Prima dell’invasione dell’Ucraina, quasi nessuno in Europa sembrava credere che sarebbe davvero scoppiata una guerra. Che lezione va tratta da quello che alcuni osservatori hanno chiamato “il ritorno della storia”?

Questo è un punto cruciale in una prospettiva di lungo termine. Dobbiamo realizzare che non ci sarà rispetto, autorità, sicurezza finché non avremo una nostra – nel senso di europea – forza di deterrenza. Non basta essere ricchi, se si è deboli. Dobbiamo creare e sviluppare una Difesa integrata europea, che operi a livello comunitario sotto un comando congiunto.

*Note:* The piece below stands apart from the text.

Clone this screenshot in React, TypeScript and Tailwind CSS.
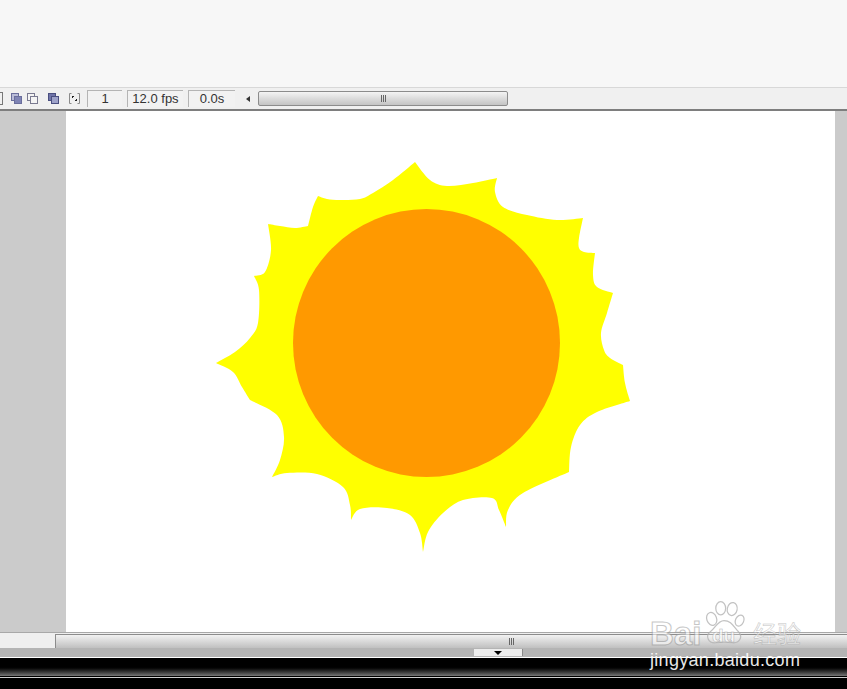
const sunSegments: number[][][] = [
  [[415, 162], [430, 180], [447, 186], [473, 183], [497, 178]],
  [[497, 178], [495, 192], [503, 207], [527, 215], [557, 220], [583, 218]],
  [[583, 218], [579, 238], [579, 248], [584, 252], [595, 253]],
  [[595, 253], [593, 275], [597, 287], [613, 293]],
  [[613, 293], [607, 313], [601, 333], [604, 350], [610, 358], [623, 365]],
  [[623, 365], [625, 383], [630, 401]],
  [[630, 401], [597, 412], [580, 425], [571, 447], [569, 472]],
  [[569, 472], [523, 493], [508, 510], [506, 527]],
  [[506, 527], [499, 510], [492, 498], [463, 500], [443, 513], [428, 532], [423, 552]],
  [[423, 552], [420, 533], [410, 515], [387, 508], [360, 509], [351, 520]],
  [[351, 520], [350, 505], [343, 487], [317, 474], [287, 473], [272, 477]],
  [[272, 477], [280, 460], [284, 437], [277, 415], [250, 400]],
  [[250, 400], [242, 387], [233, 372], [216, 363]],
  [[216, 363], [235, 352], [250, 338], [258, 323], [259, 290], [254, 276]],
  [[254, 276], [265, 272], [271, 250], [268, 224]],
  [[268, 224], [280, 226], [295, 228], [308, 226]],
  [[308, 226], [313, 207], [318, 196]],
  [[318, 196], [327, 199], [340, 200], [360, 199], [373, 193], [393, 180], [415, 162]],
];

function sunPath() {
  let d = `M${sunSegments[0][0][0]} ${sunSegments[0][0][1]}`;
  for (const pts of sunSegments) {
    for (let i = 0; i < pts.length - 1; i++) {
      const p0 = pts[Math.max(i - 1, 0)];
      const p1 = pts[i];
      const p2 = pts[i + 1];
      const p3 = pts[Math.min(i + 2, pts.length - 1)];
      const c1x = p1[0] + (p2[0] - p0[0]) / 6;
      const c1y = p1[1] + (p2[1] - p0[1]) / 6;
      const c2x = p2[0] - (p3[0] - p1[0]) / 6;
      const c2y = p2[1] - (p3[1] - p1[1]) / 6;
      d += ` C${c1x} ${c1y} ${c2x} ${c2y} ${p2[0]} ${p2[1]}`;
    }
  }
  return d + 'Z';
}

// two overlapping squares, the toolbar's onion skin buttons
function OnionIcon({ back, front, stroke }: { back: string; front: string; stroke: string }) {
  return (
    <svg width="11" height="11" viewBox="0 0 11 11" className="shrink-0">
      <rect x="0.5" y="0.5" width="7" height="7" fill={back} stroke={stroke} />
      <rect x="3.5" y="3.5" width="7" height="7" fill={front} stroke={stroke} />
    </svg>
  );
}

function FrameBox({ w, text }: { w: string; text: string }) {
  return (
    <div className={`${w} h-[17px] border-l border-t border-[#b4b4b4] bg-[#f2f2f2] flex items-center justify-center text-[13px] text-[#333] shrink-0`}>
      {text}
    </div>
  );
}

function Grip() {
  return (
    <div className="flex gap-px">
      <div className="w-px h-[7px] bg-[#666]" />
      <div className="w-px h-[7px] bg-[#666]" />
      <div className="w-px h-[7px] bg-[#666]" />
    </div>
  );
}

export default function App() {
  return (
    <div className="w-[847px] h-[689px] relative overflow-hidden flex flex-col bg-[#f7f7f7] font-['Liberation_Sans',sans-serif]">
      <div className="h-[88px] bg-[#f7f7f7] border-b border-[#d8d8d8] shrink-0" />

      {/* timeline toolbar */}
      <div className="h-[21px] bg-[#f0f0f0] flex items-center shrink-0">
        <div className="w-[3px] h-[13px] border-r border-y border-[#777] mr-2 shrink-0" />
        <div className="flex items-center gap-[5px]">
          <OnionIcon back="#b9bcd8" front="#7f84b5" stroke="#6a6e9c" />
          <OnionIcon back="#f4f4f4" front="#f4f4f4" stroke="#7a7a90" />
        </div>
        <div className="ml-[10px]">
          <OnionIcon back="#6f74a8" front="#9ea2c9" stroke="#4a4f80" />
        </div>
        <svg width="11" height="11" viewBox="0 0 11 11" fill="none" className="ml-[10px] shrink-0">
          <path d="M2.500 .5H.5V10.500H2.500M8.500 .5H10.500V10.500H8.500" stroke="#8a8a8a" />
          <path d="M3 3H5V4H4V5H3ZM8 8H6V7H7V6H8Z" fill="#222" />
        </svg>
        <div className="ml-[7px] flex items-center gap-[5px]">
          <FrameBox w="w-[35px]" text="1" />
          <FrameBox w="w-[56px]" text="12.0 fps" />
          <FrameBox w="w-[47px]" text="0.0s" />
        </div>
        <div className="ml-[11px] w-0 h-0 border-y-[3px] border-y-transparent border-r-[4px] border-r-[#333] shrink-0" />
        <div className="ml-[8px] w-[250px] h-[15px] rounded-[2px] border border-[#8c8c8c] bg-gradient-to-b from-[#f4f4f4] to-[#c4c4c4] flex items-center justify-center">
          <Grip />
        </div>
      </div>
      <div className="h-[2px] bg-[#7e7e7e] shrink-0" />

      {/* stage */}
      <div className="h-[521px] bg-[#cbcbcb] flex shrink-0">
        <div className="w-[66px] shrink-0" />
        <div className="w-[769px] bg-white shrink-0">
          <svg width="769" height="521" viewBox="66 111 769 521" className="block">
            <path d={sunPath()} fill="#ffff00" />
            <ellipse cx="426.500" cy="343" rx="133.500" ry="134" fill="#ff9900" />
          </svg>
        </div>
      </div>

      {/* horizontal scrollbar, its thumb runs off the right edge */}
      <div className="h-[16px] bg-[#efefef] border-t border-[#a8a8a8] flex items-stretch shrink-0 pt-[1px]">
        <div className="w-[55px] shrink-0" />
        <div className="w-[912px] shrink-0 border-l border-t border-[#8c8c8c] bg-gradient-to-b from-[#f2f2f2] to-[#c0c0c0] flex items-center justify-center">
          <Grip />
        </div>
      </div>

      <div className="h-[9px] bg-[#b4b4b4] flex shrink-0 pt-px">
        <div className="ml-[474px] w-[49px] h-[7px] bg-[#ececec] border-r border-[#8a8a8a] flex items-center justify-center">
          <div className="w-0 h-0 border-x-[4px] border-x-transparent border-t-[4px] border-t-black" />
        </div>
      </div>

      {/* bottom dark strip */}
      <div className="h-px bg-white shrink-0" />
      <div className="h-[8px] bg-black shrink-0" />
      <div className="h-[10px] bg-gradient-to-b from-black to-[#777] shrink-0" />
      <div className="h-px bg-black shrink-0" />
      <div className="h-px bg-[#d0d0d0] shrink-0" />
      <div className="flex-1 bg-black" />

      {/* watermark */}
      <div className="absolute left-[650px] top-[598px] w-[155px] h-[72px] text-white">
        <div className="absolute left-0 top-[18px] text-[33px] leading-[36px] font-bold opacity-55 [-webkit-text-stroke:1px_#999999]">Bai</div>
        <svg width="46" height="50" viewBox="0 0 56 54" className="absolute left-[51px] top-0 opacity-80" fill="#ffffff" fillOpacity="0.3" stroke="#b4b4b4" strokeWidth="1.500">
          <ellipse cx="13" cy="22" rx="6" ry="8" transform="rotate(-20 13 22)" />
          <ellipse cx="24" cy="9" rx="6" ry="8" />
          <ellipse cx="38" cy="10" rx="6" ry="8" transform="rotate(12 38 10)" />
          <ellipse cx="47" cy="24" rx="5" ry="7" transform="rotate(25 47 24)" />
          <path d="M28 24C20 24 18 33 11 38C5 43 9 52 18 51C24 50 32 50 38 51C47 52 51 44 46 38C40 32 37 24 28 24Z" />
        </svg>
        <div className="absolute left-[62px] top-[27px] text-[19px] leading-[22px] font-bold opacity-70 [-webkit-text-stroke:0.5px_#999999]">du</div>
        <div className="absolute left-[103px] top-[22px] text-[24px] leading-[26px] opacity-60 font-['Noto_Sans_CJK_SC',sans-serif] [-webkit-text-stroke:0.5px_#999999]">经验</div>
        <div className="absolute left-0 top-[52px] text-[18px] leading-[20px] whitespace-nowrap opacity-90 tracking-[0.3px]">jingyan.baidu.com</div>
      </div>
    </div>
  );
}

In altre parole dobbiamo rafforzare sensibilmente il pilastro europeo della Nato. È una conditio sine qua non per cambiare la percezione dell’Europa come entità ricca ma debolissima. Ricorderà, credo, il viaggio di Josep Borrell a Mosca qualche mese fa, o il modo in cui altri leader, come Erdogan, si sono rivolti a Borrell o a Ursula von der Leyen. Il paradigma deve cambiare.

Avere una Difesa integrata permetterebbe anche all’Europa di assumere una posizione propria rispetto agli Stati Uniti? A Washington non sembrano particolarmente interessati ad arrivare a una fine del conflitto con la Russia.

Innanzitutto dovremmo stare attenti a non cadere nella trappola del “divide et impera”, il gioco portato avanti non solo dal Cremlino, ma anche dalla Cina con certi progetti monumentali come la Nuova Via della seta. Lo scopo è dividere la comunità occidentale, separare l’Europa dagli Stati Uniti. È una minaccia da evitare. Come detto, io sono per un cambiamento nella cultura strategica europea nel senso di uno sviluppo del nostro “hard power”, e ora aggiungo: facciamolo, ma non in contraddizione con gli Stati Uniti o con i nostri alleati nella Nato. Certo, le cose non filano sempre lisce in famiglia (ricorda gli anni di Trump?). Ma sarebbe un errore strategico aspirare a separarsi dagli Stati Uniti, specialmente in un quadro che vede la Russia diventare sempre più dipendente dalla Cina. Serve non solo un’Europa più forte, ma anche una forte Alleanza transatlantica. Il mio è un appello a rafforzare il pilastro europeo della Nato.